Back to the birth of the universe. I am dust. I am gas. I am… and I am not. The year is irrelevant. The whole of cosmic history lies nascent in my expansive consciousness like a vast montage of life, death, creation, and destruction but not in a pretentious heavy-handed way like that Aronofsky movie Postcards From Earth. God, I hated that movie.

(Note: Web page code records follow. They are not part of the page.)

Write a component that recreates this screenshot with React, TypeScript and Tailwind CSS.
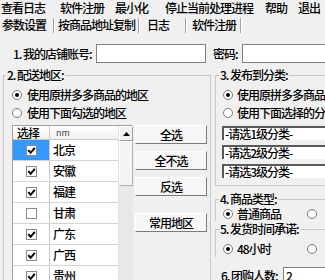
import React from "react";

function Radio({ on }: { on?: boolean }) {
  return (
    <span className="w-[10px] h-[10px] rounded-full border border-[#7a7a7a] bg-white flex items-center justify-center shrink-0">
      {on && <span className="w-[4px] h-[4px] rounded-full bg-black" />}
    </span>
  );
}

function Check({ on }: { on?: boolean }) {
  return (
    <span className="w-[11px] h-[11px] border border-[#8a8a8a] bg-white flex items-center justify-center shrink-0">
      {on && (
        <svg width="9" height="9" viewBox="0 0 9 9">
          <path d="M1.3 4.2 L3.6 6.8 L7.8 1.8" stroke="#000" strokeWidth="2" fill="none" />
        </svg>
      )}
    </span>
  );
}

function Sep() {
  return <span className="w-[2px] h-[15px] border-l border-r border-l-[#a0a0a0] border-r-white shrink-0" />;
}

function Btn({ children }: { children: React.ReactNode }) {
  return (
    <div className="h-[19px] w-[72px] bg-[#f6f6f6] border border-t-white border-l-white border-r-[#7a7a7a] border-b-[#7a7a7a] flex items-center justify-center">
      {children}
    </div>
  );
}

function Sel({ children }: { children: React.ReactNode }) {
  return (
    <div className="h-[14px] w-[140px] bg-white border-t-2 border-l-2 border-t-[#5a5a5a] border-l-[#5a5a5a] flex items-center pl-[1px]">
      {children}
    </div>
  );
}

const rows = [
  { n: "北京", on: true, sel: true },
  { n: "安徽", on: true },
  { n: "福建", on: true },
  { n: "甘肃", on: false },
  { n: "广东", on: true },
  { n: "广西", on: true },
  { n: "贵州", on: true },
];

export default function App() {
  return (
    <div className="w-[325px] h-[280px] overflow-hidden bg-[#f0f0f0] text-[12px] tracking-[-1px] text-black leading-none font-medium font-['Noto_Sans_CJK_SC',sans-serif]">
      {/* menu bar */}
      <div className="flex h-[16px] items-center pl-[1px] whitespace-nowrap">
        <span className="w-[59px] shrink-0">查看日志</span>
        <span className="w-[55px] shrink-0">软件注册</span>
        <span className="w-[50px] shrink-0">最小化</span>
        <span className="w-[100px] shrink-0">停止当前处理进程</span>
        <span className="w-[33px] shrink-0">帮助</span>
        <span className="shrink-0">退出</span>
      </div>
      {/* tabs */}
      <div className="flex h-[18px] items-center whitespace-nowrap">
        <span className="w-[53px] pl-[2px] shrink-0">参数设置</span>
        <Sep />
        <span className="w-[83px] pl-[3px] shrink-0">按商品地址复制</span>
        <Sep />
        <span className="w-[45px] pl-[7px] shrink-0">日志</span>
        <Sep />
        <span className="w-[53px] pl-[5px] shrink-0">软件注册</span>
        <Sep />
      </div>
      {/* account row */}
      <div className="flex items-center h-[19px] mt-[10px] whitespace-nowrap">
        <span className="ml-[13px] w-[83px] shrink-0">1. 我的店铺账号:</span>
        <div className="w-[110px] h-[19px] bg-white border border-[#808080] shrink-0" />
        <span className="ml-[7px] w-[29px] shrink-0">密码:</span>
        <div className="w-[100px] h-[19px] bg-white border border-[#808080] shrink-0" />
      </div>
      {/* groups */}
      <div className="flex mt-[6px] items-start whitespace-nowrap">
        <fieldset className="shrink-0 ml-[3px] w-[208px] h-[230px] border border-[#c8c8c8] p-0 m-0">
          <legend className="ml-[2px] px-[1px] leading-[12px]">2. 配送地区:</legend>
          <div className="pl-[8px] pt-[5px]">
            <div className="flex items-center h-[18px] gap-[5px]">
              <Radio on />
              <span>使用原拼多多商品的地区</span>
            </div>
            <div className="flex items-center h-[18px] gap-[5px]">
              <Radio />
              <span>使用下面勾选的地区</span>
            </div>
            <div className="flex mt-[3px] gap-[3px] items-start">
              <div className="flex w-[120px] border-l border-t border-[#a0a0a0] shrink-0">
                <div className="w-[105px] bg-white shrink-0">
                  <div className="flex h-[14px] border-b border-[#c8c8c8] bg-gradient-to-b from-white to-[#f0f0f0]">
                    <div className="w-[37px] border-r border-[#c8c8c8] pl-[4px] flex items-center">选择</div>
                    <div className="flex-1 pl-[6px] flex items-center text-[9px] tracking-normal font-normal text-[#444]">nm</div>
                  </div>
                  {rows.map((r) => (
                    <div key={r.n} className="flex h-[21px] border-b border-[#d4d4d4]">
                      <div
                        className={
                          r.sel
                            ? "w-[37px] border-r border-[#c8c8c8] flex items-center justify-center bg-[#3399ff]"
                            : "w-[37px] border-r border-[#c8c8c8] flex items-center justify-center"
                        }
                      >
                        <Check on={r.on} />
                      </div>
                      <div className="flex-1 flex items-center pl-[3px] text-[12px]">{r.n}</div>
                    </div>
                  ))}
                </div>
                <div className="w-[15px] shrink-0 bg-[#f0f0f0] border-l border-[#e0e0e0] flex flex-col">
                  <div className="h-[15px] bg-[#f0f0f0] border border-t-white border-l-white border-r-[#a0a0a0] border-b-[#a0a0a0] flex items-center justify-center">
                    <svg width="7" height="4" viewBox="0 0 7 4">
                      <path d="M0 4 L3.5 0 L7 4 Z" fill="#000" />
                    </svg>
                  </div>
                  <div className="h-[45px] bg-[#f4f4f4] border border-t-white border-l-white border-r-[#b0b0b0] border-b-[#b0b0b0]" />
                  <div className="h-[120px] bg-[#e8e8e8]" />
                </div>
              </div>
              <div className="flex flex-col gap-[7px] shrink-0">
                <Btn>全选</Btn>
                <Btn>全不选</Btn>
                <Btn>反选</Btn>
                <div className="mt-[10px]">
                  <Btn>常用地区</Btn>
                </div>
              </div>
            </div>
          </div>
        </fieldset>

        <div className="shrink-0 ml-[4px] w-[150px]">
          <fieldset className="border border-[#c8c8c8] p-0 m-0 pb-[7px]">
            <legend className="ml-[3px] px-[1px] leading-[12px]">3. 发布到分类:</legend>
            <div className="pl-[6px] pt-[5px]">
              <div className="flex items-center h-[18px] gap-[4px] ml-[1px]">
                <Radio on />
                <span>使用原拼多多商品的分类</span>
              </div>
              <div className="flex items-center h-[18px] gap-[4px] ml-[1px]">
                <Radio />
                <span>使用下面选择的分类</span>
              </div>
              <div className="flex flex-col gap-[5px] mt-[4px]">
                <Sel>-请选1级分类-</Sel>
                <Sel>-请选2级分类-</Sel>
                <Sel>-请选3级分类-</Sel>
              </div>
            </div>
          </fieldset>

          <fieldset className="border border-[#c8c8c8] border-b-0 p-0 m-0 mt-[7px]">
            <legend className="ml-[3px] px-[1px] leading-[12px]">4. 商品类型:</legend>
            <div className="pl-[7px] pt-[1px] flex items-center h-[16px] gap-[4px]">
              <Radio on />
              <span className="w-[66px]">普通商品</span>
              <Radio />
            </div>
          </fieldset>

          <fieldset className="border border-[#c8c8c8] border-b-0 p-0 m-0 mt-[2px]">
            <legend className="ml-[3px] px-[1px] leading-[12px]">5. 发货时间承诺:</legend>
            <div className="pl-[7px] pt-[6px] flex items-center h-[22px] gap-[4px]">
              <Radio on />
              <span className="w-[66px]">48小时</span>
              <Radio />
            </div>
          </fieldset>

          <div className="flex items-center h-[18px] mt-[10px] pl-[6px]">
            <span className="w-[62px] shrink-0">6. 团购人数:</span>
            <div className="w-[60px] h-[18px] bg-white border border-[#808080] pl-[2px] flex items-center shrink-0">2</div>
          </div>
        </div>
      </div>
    </div>
  );
}
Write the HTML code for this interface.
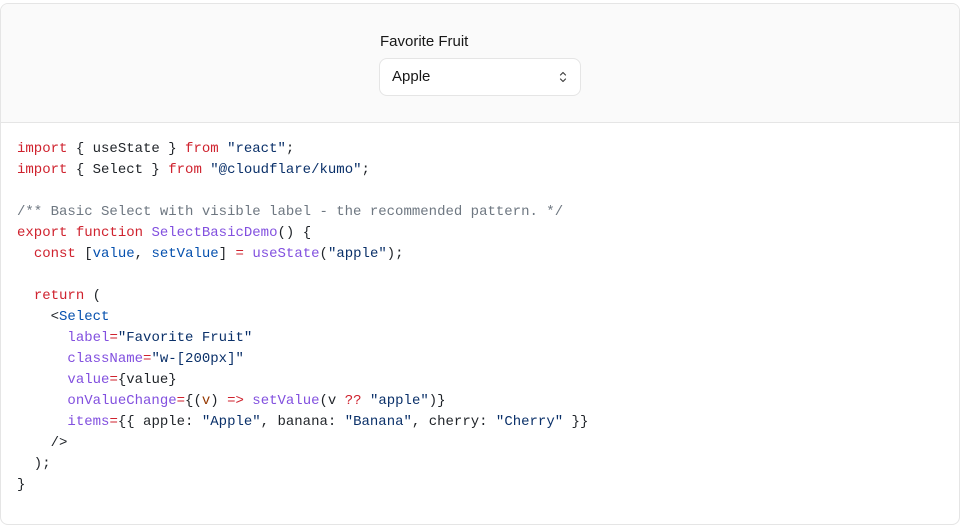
<!DOCTYPE html>
<html><head><style>
html,body{margin:0;padding:0;background:#fff;width:960px;height:510px;overflow:hidden;}
.card{position:absolute;left:0;top:3px;width:958px;height:520px;border:1px solid #e5e5e5;border-radius:8px;overflow:hidden;background:#fff;}
.top{height:118px;background:#fafafa;border-bottom:1px solid #e5e5e5;position:relative;}
.lbl{position:absolute;left:379px;top:29px;font:500 15px "Liberation Sans",sans-serif;color:#171717;}
.sel{position:absolute;left:378px;top:54px;width:202px;height:38px;box-sizing:border-box;border:1px solid #e5e5e5;border-radius:8px;background:#fff;font:15px "Liberation Sans",sans-serif;color:#171717;}
.sel span{position:absolute;left:12px;top:9px;}
.sel svg{position:absolute;right:12px;top:11px;}
pre{margin:0;position:absolute;left:16px;top:135px;font:14px/21px "Liberation Mono",monospace;color:#1f2328;}
.k{color:#cf222e}.s{color:#0a3069}.f{color:#8250df}.v{color:#0550ae}.c{color:#6e7781}.p{color:#953800}
</style></head><body>
<div class="card">
<div class="top">
<div class="lbl">Favorite Fruit</div>
<div class="sel"><span>Apple</span>
<svg width="10" height="14" viewBox="0 0 10 14" fill="none" stroke="#404040" stroke-width="1.2" stroke-linecap="round" stroke-linejoin="round"><path d="M2.5 5l2.5-2.5 2.5 2.5M2.5 9l2.5 2.5 2.5-2.5"/></svg></div>
</div>
<pre><span class="k">import</span> { useState } <span class="k">from</span> <span class="s">"react"</span>;
<span class="k">import</span> { Select } <span class="k">from</span> <span class="s">"@cloudflare/kumo"</span>;

<span class="c">/** Basic Select with visible label - the recommended pattern. */</span>
<span class="k">export</span> <span class="k">function</span> <span class="f">SelectBasicDemo</span>() {
  <span class="k">const</span> [<span class="v">value</span>, <span class="v">setValue</span>] <span class="k">=</span> <span class="f">useState</span>(<span class="s">"apple"</span>);

  <span class="k">return</span> (
    &lt;<span class="v">Select</span>
      <span class="f">label</span><span class="k">=</span><span class="s">"Favorite Fruit"</span>
      <span class="f">className</span><span class="k">=</span><span class="s">"w-[200px]"</span>
      <span class="f">value</span><span class="k">=</span>{value}
      <span class="f">onValueChange</span><span class="k">=</span>{(<span class="p">v</span>) <span class="k">=&gt;</span> <span class="f">setValue</span>(v <span class="k">??</span> <span class="s">"apple"</span>)}
      <span class="f">items</span><span class="k">=</span>{{ apple: <span class="s">"Apple"</span>, banana: <span class="s">"Banana"</span>, cherry: <span class="s">"Cherry"</span> }}
    /&gt;
  );
}</pre>
</div>
</body></html>
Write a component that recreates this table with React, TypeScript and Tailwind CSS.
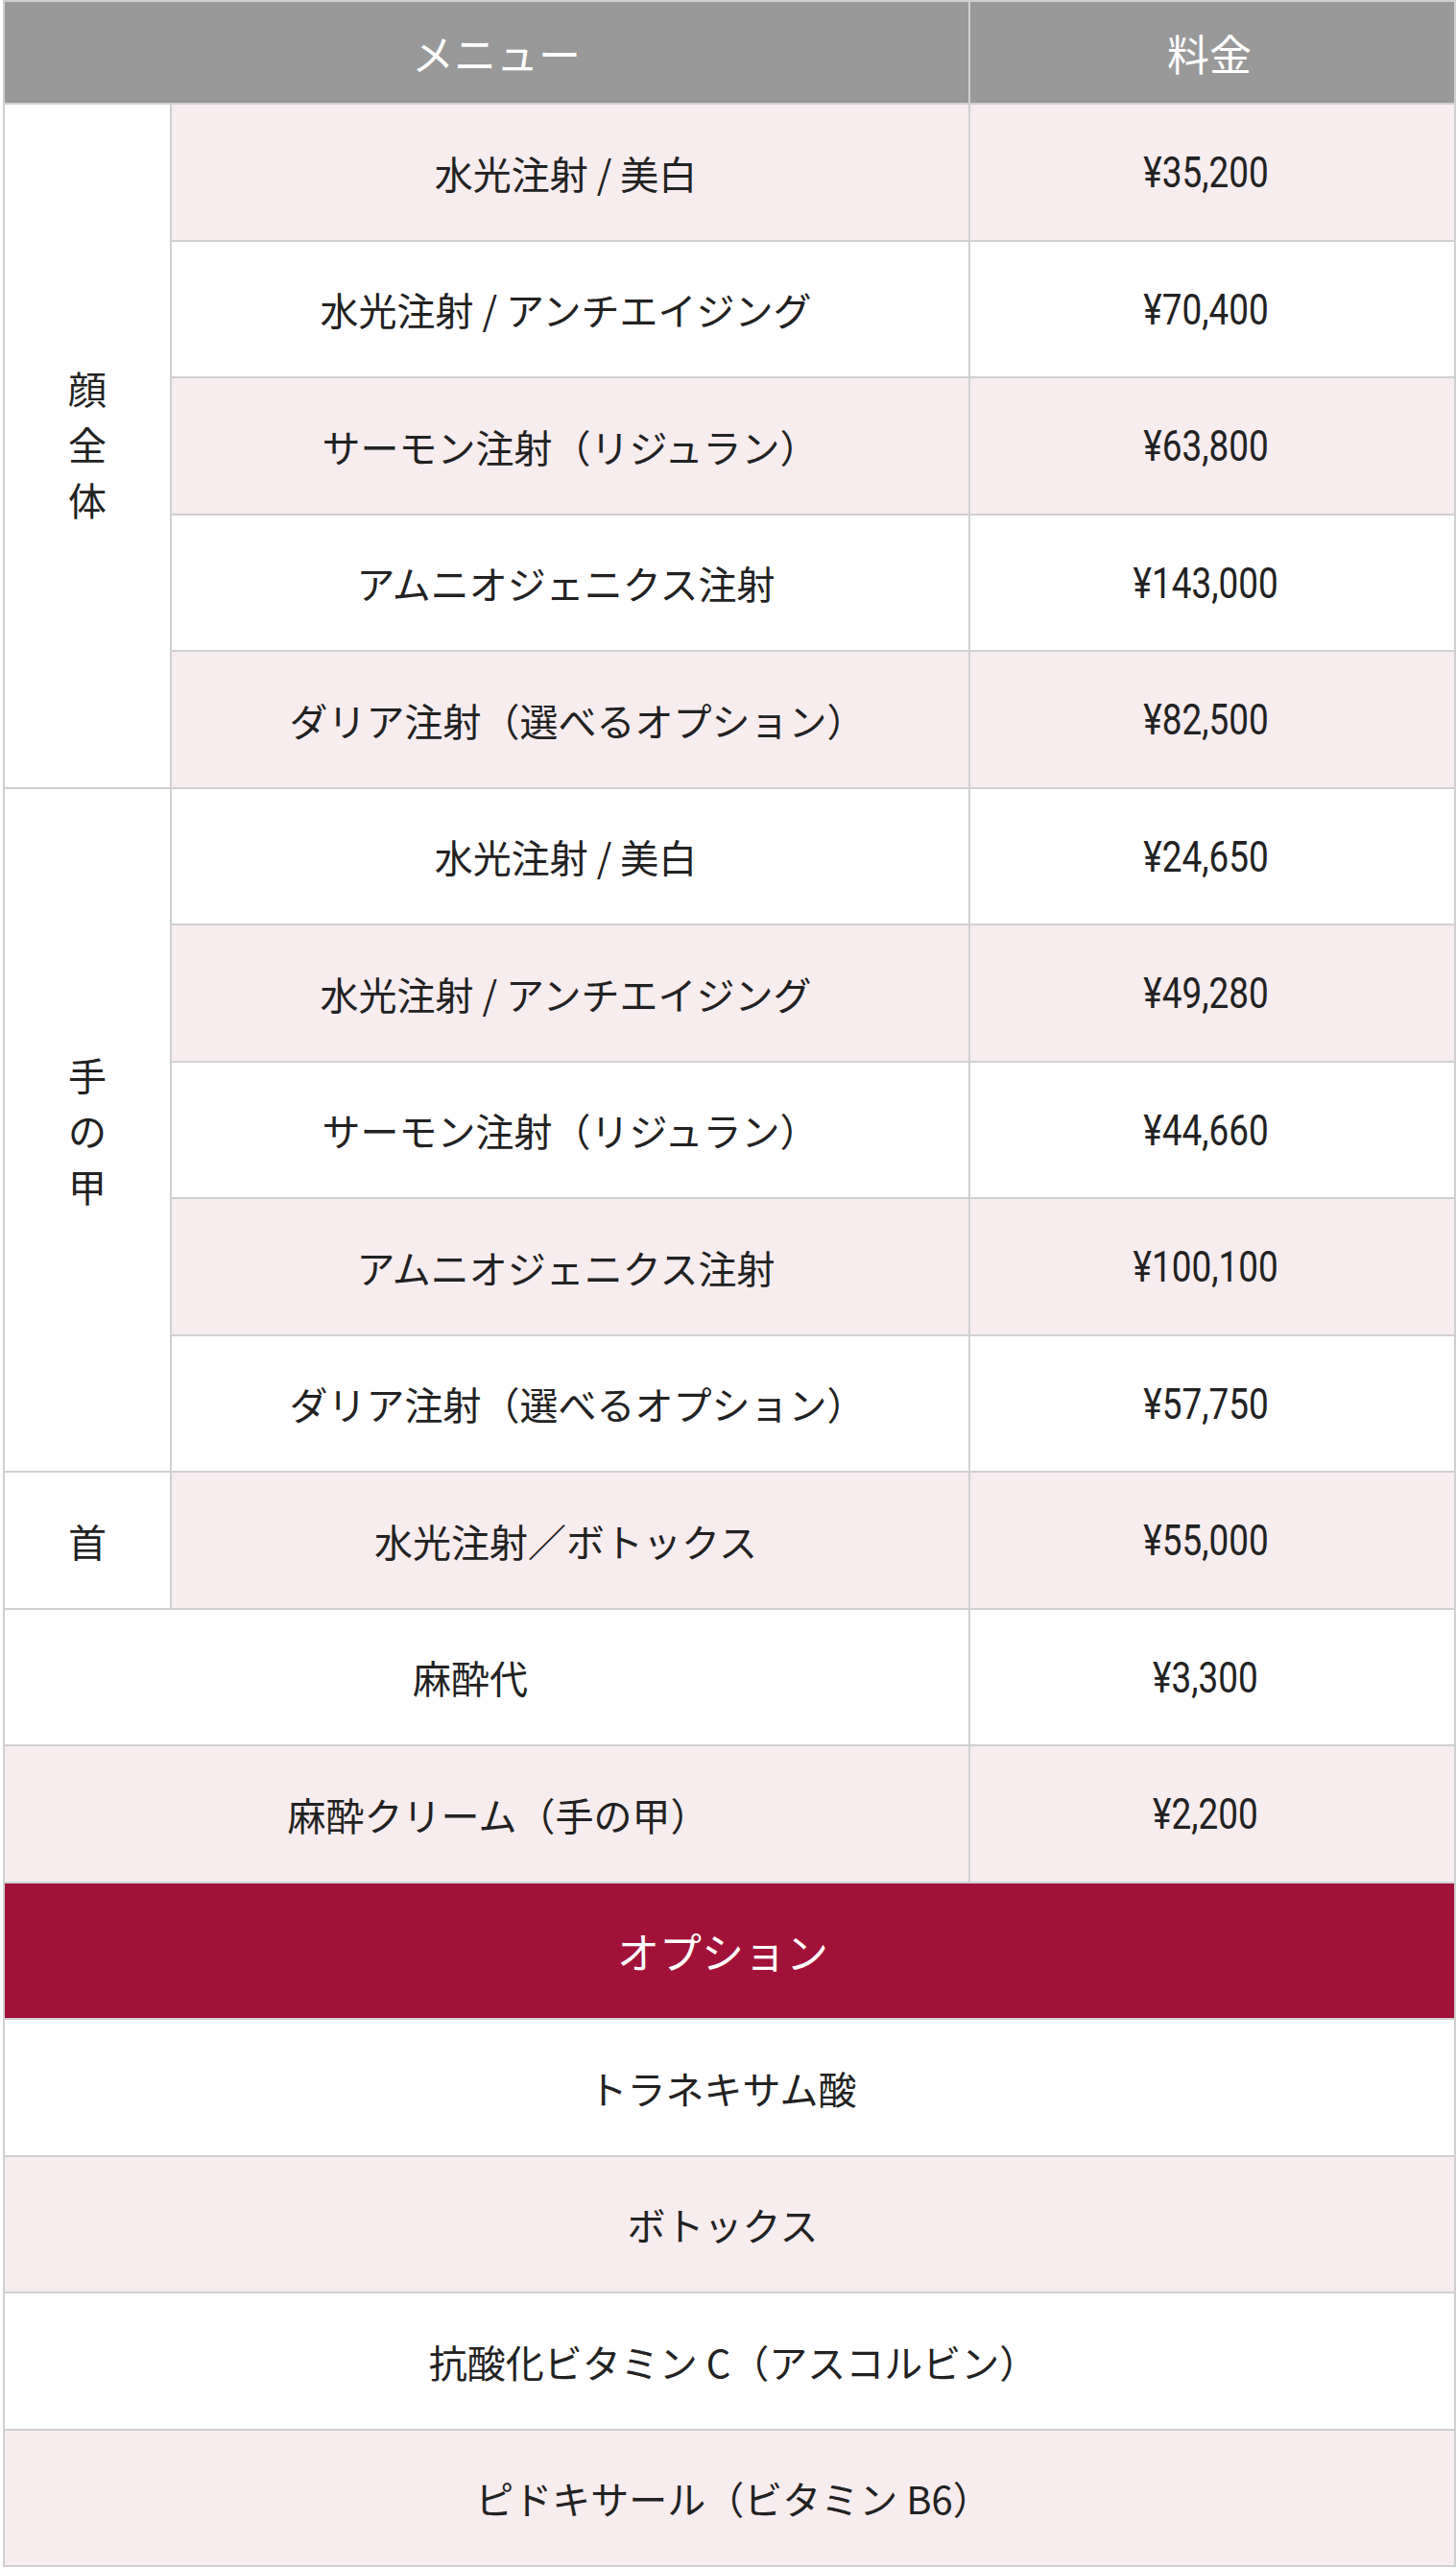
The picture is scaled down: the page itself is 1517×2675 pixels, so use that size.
import React from "react";

const cell =
  "flex items-center justify-center text-center border-r-2 border-b-2 border-[#d0d0d0]";

type Item = { name: string; price: string; pad: string };

const face: Item[] = [
  { name: "水光注射 / 美白", price: "¥35,200", pad: "pr-[9px]" },
  { name: "水光注射 / アンチエイジング", price: "¥70,400", pad: "pr-[9px]" },
  { name: "サーモン注射（リジュラン）", price: "¥63,800", pad: "pl-[0px]" },
  { name: "アムニオジェニクス注射", price: "¥143,000", pad: "pr-[9px]" },
  { name: "ダリア注射（選べるオプション）", price: "¥82,500", pad: "pl-[15px]" },
];

const hand: Item[] = [
  { name: "水光注射 / 美白", price: "¥24,650", pad: "pr-[9px]" },
  { name: "水光注射 / アンチエイジング", price: "¥49,280", pad: "pr-[9px]" },
  { name: "サーモン注射（リジュラン）", price: "¥44,660", pad: "pl-[0px]" },
  { name: "アムニオジェニクス注射", price: "¥100,100", pad: "pr-[9px]" },
  { name: "ダリア注射（選べるオプション）", price: "¥57,750", pad: "pl-[15px]" },
];

const options = [
  { t: "トラネキサム酸", pad: "pr-[14px]" },
  { t: "ボトックス", pad: "pr-[14px]" },
  { t: "抗酸化ビタミン C（アスコルビン）", pad: "pl-[8px]" },
  { t: "ピドキサール（ビタミン B6）", pad: "pl-[8px]" },
];

function Price({ v }: { v: string }) {
  return (
    <span className="inline-block font-['Roboto',sans-serif] font-normal text-[45px] leading-none scale-x-[0.82] text-[#222]">
      {v}
    </span>
  );
}

function Rows({ items, startPink }: { items: Item[]; startPink: boolean }) {
  return (
    <>
      {items.map((it, i) => {
        const pink = (i % 2 === 0) === startPink;
        return (
          <React.Fragment key={i}>
            <div className={`${cell} col-start-2 ${it.pad} ${pink ? "bg-[#f7ecee]" : "bg-white"}`}>
              {it.name}
            </div>
            <div className={`${cell} col-start-3 pr-[14px] ${pink ? "bg-[#f7ecee]" : "bg-white"}`}>
              <Price v={it.price} />
            </div>
          </React.Fragment>
        );
      })}
    </>
  );
}

export default function App() {
  return (
    <div className="bg-white w-[1517px] min-h-[2675px]">
      <div className="ml-[3px] w-[1514px] grid grid-cols-[174px_832px_506px] grid-rows-[107px_repeat(9,143px_142px)] border-l-2 border-t-2 border-[#d0d0d0] font-['Noto_Sans_CJK_JP',sans-serif] font-normal text-[40px] text-[#222] leading-none">
        {/* header */}
        <div className={`${cell} col-span-2 bg-[#999999] text-white text-[44px] pl-5`}>メニュー</div>
        <div className={`${cell} bg-[#999999] text-white text-[44px] pr-[6px]`}>料金</div>

        {/* face */}
        <div className={`${cell} row-span-5 col-start-1 bg-white flex-col gap-[18px] pb-[6px]`}>
          <span>顔</span>
          <span>全</span>
          <span>体</span>
        </div>
        <Rows items={face} startPink={true} />

        {/* hand */}
        <div className={`${cell} row-span-5 col-start-1 bg-white flex-col gap-[18px]`}>
          <span>手</span>
          <span>の</span>
          <span>甲</span>
        </div>
        <Rows items={hand} startPink={false} />

        {/* neck */}
        <div className={`${cell} col-start-1 bg-white`}>首</div>
        <div className={`${cell} col-start-2 pr-[9px] bg-[#f7ecee]`}>水光注射／ボトックス</div>
        <div className={`${cell} col-start-3 pr-[14px] bg-[#f7ecee]`}>
          <Price v="¥55,000" />
        </div>

        {/* anesthesia */}
        <div className={`${cell} col-start-1 col-span-2 pr-[34px] bg-white`}>麻酔代</div>
        <div className={`${cell} col-start-3 pr-[14px] bg-white`}>
          <Price v="¥3,300" />
        </div>
        <div className={`${cell} col-start-1 col-span-2 pl-[24px] bg-[#f7ecee]`}>麻酔クリーム（手の甲）</div>
        <div className={`${cell} col-start-3 pr-[14px] bg-[#f7ecee]`}>
          <Price v="¥2,200" />
        </div>

        {/* options */}
        <div className={`${cell} col-start-1 col-span-3 pr-[14px] bg-[#a21138] text-white text-[44px]`}>
          オプション
        </div>
        {options.map((o, i) => (
          <div
            key={o.t}
            className={`${cell} col-start-1 col-span-3 ${o.pad} ${i % 2 === 0 ? "bg-white" : "bg-[#f7ecee]"}`}
          >
            {o.t}
          </div>
        ))}
      </div>
    </div>
  );
}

Anyway, time does not exist as a linear progression of moments, but rather as a vast expanse backward, forward, hither, thither, etcetera, and ad finitum. All at once, I see every one of my states of being including the moment some 13 billion years from now when, poised in my kitchen with a pinot noir at the ready, I press a grain of pink Himalayan salt to my tongue. And I begin to cook.
Recipe
Ingredients
1 Hot Dog
1 Bun
1 Bottle of Plochman’s Extra Strength Mustard
Directions
Step 1
Fill a saucepan with about 4 cups of water. Boil. Insert hot dog. Boil until hot dog is…hot.
Step 2
Dress the dog liberally with mustard.
Step 3
Be transported.
Epilogue
It’s an old culinary adage that you cannot spell “cooking” without “cook.” And as we all know, Webster’s dictionary defines the verb “cook” as “to engage in the act of cooking.”
So we come full circle. Back to the beginning. And so I leave you with this quote from Proust, unabashed lazy eater and lover of mass-produced cured meat products:
An exquisite pleasure had invaded my senses, but individual, detached, with no suggestion of its origin. And at once the vicissitudes of life had become indifferent to me, its disasters innocuous, its brevity illusory, this new sensation having had on me the effect which love has of filling me with a precious essence; or rather this essence was not in me. It was in a bottle. A bottle of Plochman’s Classic Extra Strength Yellow Mustard.